In response to these mounting pressures, the Ministry of Education has announced plans to improve the fairness of future exams. The statute of limitations for disciplinary action against teachers involved in exam irregularities will be extended from the current three years to 10 years. The government has also pledged to implement reforms starting from the June mock exams to prevent question overlap between the Suneung and private mock exams.
Key Points
- South Korea’s Ministry of Education plans to amend the Private Teaching Institute Act to explicitly punish the buying and selling of exam questions.
- High-profile “star lecturers” Cho Jung-shik and Hyun Woo-jin were indicted for allegedly paying teachers hundreds of millions of won for leaked questions.
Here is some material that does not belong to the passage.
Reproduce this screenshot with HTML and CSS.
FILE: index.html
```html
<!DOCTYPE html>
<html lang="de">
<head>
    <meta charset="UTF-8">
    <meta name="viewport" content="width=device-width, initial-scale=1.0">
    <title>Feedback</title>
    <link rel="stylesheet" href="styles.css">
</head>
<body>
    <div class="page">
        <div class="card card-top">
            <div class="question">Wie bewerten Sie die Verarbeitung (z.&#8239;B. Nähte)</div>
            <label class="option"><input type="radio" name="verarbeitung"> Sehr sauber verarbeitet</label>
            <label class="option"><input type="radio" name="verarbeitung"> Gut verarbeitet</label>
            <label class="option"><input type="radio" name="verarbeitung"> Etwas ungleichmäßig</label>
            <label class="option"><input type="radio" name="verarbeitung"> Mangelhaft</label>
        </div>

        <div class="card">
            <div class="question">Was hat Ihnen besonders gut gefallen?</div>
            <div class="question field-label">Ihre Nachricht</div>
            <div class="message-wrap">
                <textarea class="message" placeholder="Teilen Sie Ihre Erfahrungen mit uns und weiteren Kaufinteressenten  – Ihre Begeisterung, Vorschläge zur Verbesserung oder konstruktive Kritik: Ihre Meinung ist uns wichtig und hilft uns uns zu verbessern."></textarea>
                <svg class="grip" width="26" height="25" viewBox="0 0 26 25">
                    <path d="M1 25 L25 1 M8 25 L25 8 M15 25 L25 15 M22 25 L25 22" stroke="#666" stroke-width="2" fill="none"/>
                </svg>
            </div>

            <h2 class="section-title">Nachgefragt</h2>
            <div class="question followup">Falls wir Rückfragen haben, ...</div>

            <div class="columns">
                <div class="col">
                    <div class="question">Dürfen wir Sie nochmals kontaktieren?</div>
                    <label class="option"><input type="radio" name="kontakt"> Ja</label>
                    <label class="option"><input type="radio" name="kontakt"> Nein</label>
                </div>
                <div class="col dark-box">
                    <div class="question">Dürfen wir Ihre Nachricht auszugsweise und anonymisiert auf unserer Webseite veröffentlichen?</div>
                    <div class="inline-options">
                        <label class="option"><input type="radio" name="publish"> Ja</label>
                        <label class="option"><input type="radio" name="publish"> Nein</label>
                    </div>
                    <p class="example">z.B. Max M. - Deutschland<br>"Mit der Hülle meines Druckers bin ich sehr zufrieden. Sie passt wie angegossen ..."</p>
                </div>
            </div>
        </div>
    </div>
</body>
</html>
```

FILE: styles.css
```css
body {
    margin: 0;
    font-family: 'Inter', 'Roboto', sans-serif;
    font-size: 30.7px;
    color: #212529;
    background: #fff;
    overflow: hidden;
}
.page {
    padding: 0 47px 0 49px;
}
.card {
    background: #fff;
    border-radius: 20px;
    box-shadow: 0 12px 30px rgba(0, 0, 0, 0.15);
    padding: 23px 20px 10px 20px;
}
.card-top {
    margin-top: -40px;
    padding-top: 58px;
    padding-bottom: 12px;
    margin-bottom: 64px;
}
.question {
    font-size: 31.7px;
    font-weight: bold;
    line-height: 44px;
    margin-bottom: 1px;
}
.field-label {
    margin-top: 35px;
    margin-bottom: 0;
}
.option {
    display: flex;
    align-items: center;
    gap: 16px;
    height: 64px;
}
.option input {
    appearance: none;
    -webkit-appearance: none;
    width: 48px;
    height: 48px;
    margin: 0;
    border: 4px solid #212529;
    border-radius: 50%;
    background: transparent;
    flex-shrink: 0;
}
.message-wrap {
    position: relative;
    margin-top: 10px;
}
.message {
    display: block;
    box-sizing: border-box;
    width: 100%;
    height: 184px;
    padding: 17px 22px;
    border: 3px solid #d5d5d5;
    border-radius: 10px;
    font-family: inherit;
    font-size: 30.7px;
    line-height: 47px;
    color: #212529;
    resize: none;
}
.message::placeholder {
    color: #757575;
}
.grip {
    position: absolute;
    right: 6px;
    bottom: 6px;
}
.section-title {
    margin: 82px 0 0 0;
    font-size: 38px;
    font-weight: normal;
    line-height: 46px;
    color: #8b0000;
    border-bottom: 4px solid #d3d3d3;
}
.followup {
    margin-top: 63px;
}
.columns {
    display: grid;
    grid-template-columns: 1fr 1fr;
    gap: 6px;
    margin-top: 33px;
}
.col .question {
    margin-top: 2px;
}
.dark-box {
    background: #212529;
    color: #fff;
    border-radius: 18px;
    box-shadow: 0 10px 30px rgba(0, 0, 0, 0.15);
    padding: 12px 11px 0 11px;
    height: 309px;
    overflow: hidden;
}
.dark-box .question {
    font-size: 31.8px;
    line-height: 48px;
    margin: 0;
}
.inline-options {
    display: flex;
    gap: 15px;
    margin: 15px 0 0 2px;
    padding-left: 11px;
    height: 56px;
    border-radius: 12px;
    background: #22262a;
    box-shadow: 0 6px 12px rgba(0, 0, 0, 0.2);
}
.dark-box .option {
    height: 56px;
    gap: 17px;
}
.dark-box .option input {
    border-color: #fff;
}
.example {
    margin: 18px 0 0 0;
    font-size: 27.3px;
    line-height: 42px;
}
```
- The state auditor uncovered a widespread “education cartel” involving teachers and private academies trading questions for cash.
- The Suneung exam is a high-stakes event that halts flights and delays work hours across the country, dictating students’ future prospects.
- The exam’s chief official resigned recently following complaints about the “insane” difficulty of the English section.
- New challenges are emerging with AI-based cheating in high schools and universities, requiring updated usage guidelines.
- Civic groups are filing a class-action lawsuit seeking billions in damages for students affected by question leaks.
- The government will extend the statute of limitations for penalizing teachers involved in exam irregularities from three to 10 years.